What Happened
The Reserve Bank of India (RBI) has announced a record surplus transfer of ₹2,86,588.46 crore to the Central Government for the 2025-26 fiscal year (FY26). This transfer, approved by the RBI's Central Board, is the largest in the institution’s history. It follows substantial transfers of ₹2,68,590 crore in the previous year and ₹2,10,874 crore the year before that. The payment is made under the Economic Capital Framework, which dictates how the central bank allocates its annual earnings after setting aside funds for risk buffers and operational costs.
Why This Matters For Investors
For the average investor, this transfer acts as a major fiscal support for the government. Because this money flows into the government's non-tax revenue, it reduces the need for the Centre to borrow more funds from the market to cover its spending. A lower government borrowing requirement can be helpful for bond markets, as it reduces pressure on bond yields, which often keeps interest rates more stable. Additionally, the transfer injects a significant amount of durable liquidity into the Indian banking system. When this money is spent by the government on infrastructure or public welfare, it eventually finds its way into the hands of citizens and businesses, boosting the overall flow of money in the economy.
How Investors May Read This
While this cash injection is generally seen as a positive for the economy, investors should look at it with a balanced view. A large influx of liquidity can sometimes lead to inflationary pressures if the economy overheats. If inflation rises, the RBI might need to keep interest rates higher for longer to keep prices in check, which could create pressure on equity and debt markets. Markets will be watching to see how the RBI balances this liquidity with its monetary policy goals. Investors should not view this as a guaranteed boost for the stock market, but rather as a fiscal tool that gives the government more room to maneuver its budget without needing to increase taxes or borrow heavily.
The Bigger Business Context
The RBI earns this surplus primarily from its foreign exchange operations, interest on government securities, and management fees. The record size of this year's transfer is largely attributed to the central bank's expanded balance sheet, which grew by over 20% to reach ₹91.97 trillion. This expansion was fueled by gains in foreign currency assets and increased interest income. It is important to note that this is not profit in the traditional corporate sense. The RBI's first priority is maintaining financial stability, so it maintains a Contingent Risk Buffer (CRB)—a safety net for unexpected financial shocks—before transferring the remaining surplus.
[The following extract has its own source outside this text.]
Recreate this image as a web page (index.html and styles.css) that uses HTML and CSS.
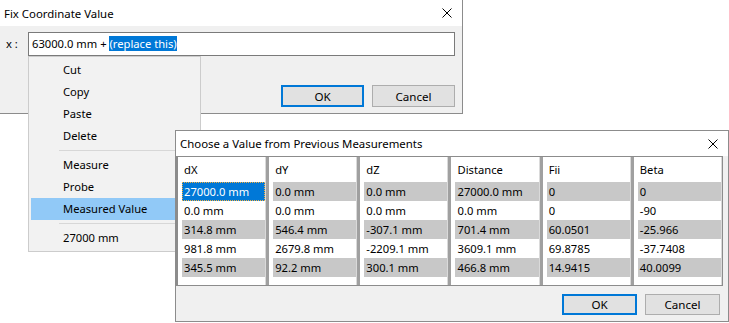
FILE: index.html
```html
<!DOCTYPE html>
<html lang="en">
<head>
    <meta charset="UTF-8">
    <title>Fix Coordinate Value</title>
    <link rel="stylesheet" href="styles.css">
</head>
<body>
    <div class="desktop">
        <div class="window fix-dialog">
            <div class="titlebar">
                <span class="title">Fix Coordinate Value</span>
                <svg class="close" width="10" height="10" viewBox="0 0 10 10"><path d="M0.5 0.5 L9.5 9.5 M9.5 0.5 L0.5 9.5" stroke="#000" stroke-width="1"/></svg>
            </div>
            <div class="dialog-body">
                <div class="field-row">
                    <span class="field-label">x :</span>
                    <div class="textbox">63000.0 mm + <span class="selected-text">(replace this)</span></div>
                </div>
                <div class="buttons">
                    <button class="btn default">OK</button>
                    <button class="btn">Cancel</button>
                </div>
            </div>
        </div>

        <div class="context-menu">
            <div class="menu-item">Cut</div>
            <div class="menu-item">Copy</div>
            <div class="menu-item">Paste</div>
            <div class="menu-item">Delete</div>
            <div class="menu-separator"></div>
            <div class="menu-item">Measure</div>
            <div class="menu-item">Probe</div>
            <div class="menu-item hover">Measured Value</div>
            <div class="menu-separator"></div>
            <div class="menu-item">27000 mm</div>
        </div>

        <div class="window choose-dialog">
            <div class="titlebar">
                <span class="title">Choose a Value from Previous Measurements</span>
                <svg class="close" width="10" height="10" viewBox="0 0 10 10"><path d="M0.5 0.5 L9.5 9.5 M9.5 0.5 L0.5 9.5" stroke="#000" stroke-width="1"/></svg>
            </div>
            <div class="values-table">
                <div class="column">
                    <div class="column-head">dX</div>
                    <div class="cell shaded current">27000.0 mm</div>
                    <div class="cell">0.0 mm</div>
                    <div class="cell shaded">314.8 mm</div>
                    <div class="cell">981.8 mm</div>
                    <div class="cell shaded">345.5 mm</div>
                </div>
                <div class="column">
                    <div class="column-head">dY</div>
                    <div class="cell shaded">0.0 mm</div>
                    <div class="cell">0.0 mm</div>
                    <div class="cell shaded">546.4 mm</div>
                    <div class="cell">2679.8 mm</div>
                    <div class="cell shaded">92.2 mm</div>
                </div>
                <div class="column">
                    <div class="column-head">dZ</div>
                    <div class="cell shaded">0.0 mm</div>
                    <div class="cell">0.0 mm</div>
                    <div class="cell shaded">-307.1 mm</div>
                    <div class="cell">-2209.1 mm</div>
                    <div class="cell shaded">300.1 mm</div>
                </div>
                <div class="column">
                    <div class="column-head">Distance</div>
                    <div class="cell shaded">27000.0 mm</div>
                    <div class="cell">0.0 mm</div>
                    <div class="cell shaded">701.4 mm</div>
                    <div class="cell">3609.1 mm</div>
                    <div class="cell shaded">466.8 mm</div>
                </div>
                <div class="column">
                    <div class="column-head">Fii</div>
                    <div class="cell shaded">0</div>
                    <div class="cell">0</div>
                    <div class="cell shaded">60.0501</div>
                    <div class="cell">69.8785</div>
                    <div class="cell shaded">14.9415</div>
                </div>
                <div class="column">
                    <div class="column-head">Beta</div>
                    <div class="cell shaded">0</div>
                    <div class="cell">-90</div>
                    <div class="cell shaded">-25.966</div>
                    <div class="cell">-37.7408</div>
                    <div class="cell shaded">40.0099</div>
                </div>
            </div>
            <div class="buttons">
                <button class="btn default">OK</button>
                <button class="btn">Cancel</button>
            </div>
        </div>
    </div>
</body>
</html>
```

FILE: styles.css
```css
* {
    box-sizing: border-box;
}
body {
    margin: 0;
    background-color: #fff;
    font-family: "Noto Sans", "Segoe UI", sans-serif;
    font-size: 11.2px;
    color: #000;
}
.desktop {
    position: relative;
    width: 729px;
    height: 323px;
    overflow: hidden;
}
.window {
    position: absolute;
    display: flex;
    flex-direction: column;
    background-color: #f0f0f0;
    border: 1px solid #8c8c8c;
}
.titlebar {
    display: flex;
    align-items: center;
    justify-content: space-between;
    background-color: #fff;
}
.title {
    font-size: 11.4px;
}
.close {
    display: block;
}
.btn {
    font: inherit;
    font-size: 11.6px;
    color: #000;
    background-color: #e1e1e1;
    border: 1px solid #adadad;
    padding: 0;
}
.btn.default {
    border: 2px solid #0078d7;
}
.buttons {
    display: flex;
    justify-content: flex-end;
    gap: 8px;
}

/* first dialog */
.fix-dialog {
    left: -1px;
    top: -1px;
    width: 464px;
    height: 115px;
}
.fix-dialog .titlebar {
    height: 26px;
    padding: 0 10px 0 4px;
}
.dialog-body {
    padding: 6px 7px 0 6px;
}
.field-row {
    display: flex;
    align-items: center;
}
.field-label {
    width: 22px;
    margin-top: -2px;
}
.textbox {
    flex: 1;
    height: 24px;
    line-height: 22px;
    padding-left: 3px;
    background-color: #fff;
    border: 1px solid #7a7a7a;
    white-space: nowrap;
}
.selected-text {
    background-color: #0078d7;
    color: #fff;
}
.fix-dialog .buttons {
    margin-top: 29px;
}
.fix-dialog .btn {
    width: 83px;
    height: 22px;
}

/* context menu */
.context-menu {
    position: absolute;
    left: 28px;
    top: 56px;
    width: 173px;
    padding: 2px;
    background-color: #f2f2f2;
    border: 1px solid #cccccc;
}
.menu-item {
    height: 22px;
    line-height: 22px;
    padding-left: 32px;
}
.menu-item.hover {
    background-color: #91c9f7;
}
.menu-separator {
    height: 7px;
    margin-left: 28px;
    margin-right: 2px;
    border-top: 1px solid #d7d7d7;
    transform: translateY(3px);
}

/* second dialog */
.choose-dialog {
    left: 175px;
    top: 130px;
    width: 554px;
    height: 192px;
}
.choose-dialog .titlebar {
    height: 25px;
    padding: 0 10px 0 4px;
}
.values-table {
    display: grid;
    grid-template-columns: repeat(6, 1fr);
    gap: 3px;
    height: 130px;
    margin-right: 5px;
    background-color: #a0a0a0;
    border: 1px solid #8c8c8c;
    border-left-width: 2px;
}
.column {
    background-color: #fff;
    border-right: 1px solid #dadada;
}
.column-head {
    height: 25px;
    line-height: 25px;
    padding-left: 6px;
}
.cell {
    height: 19px;
    line-height: 19px;
    margin-left: 4px;
    padding-left: 2px;
    white-space: nowrap;
}
.cell.shaded {
    background-color: #c8c8c8;
}
.cell.current {
    background-color: #0078d7;
    color: #fff;
    outline: 1px dotted #f5b040;
    outline-offset: -1px;
}
.choose-dialog .buttons {
    margin-top: 8px;
    padding-right: 8px;
}
.choose-dialog .btn {
    width: 75px;
    height: 21px;
}
```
Risks and Market Monitorables
Investors should keep an eye on a few key factors moving forward. First, inflation remains a critical variable. If the government’s spending supported by this surplus drives demand too high, inflation could become a concern, leading to a tighter stance from the RBI. Second, bond yields are a key monitorable; if they remain sticky despite the government's lower borrowing needs, it suggests that markets are still worried about broader economic headwinds or global geopolitical issues. Finally, the government's upcoming spending plans will show where these funds are actually going—whether it is towards capital investment, which builds long-term economic capacity, or towards subsidies and operational expenses. Tracking these updates will help investors understand the long-term impact of this windfall on the economy.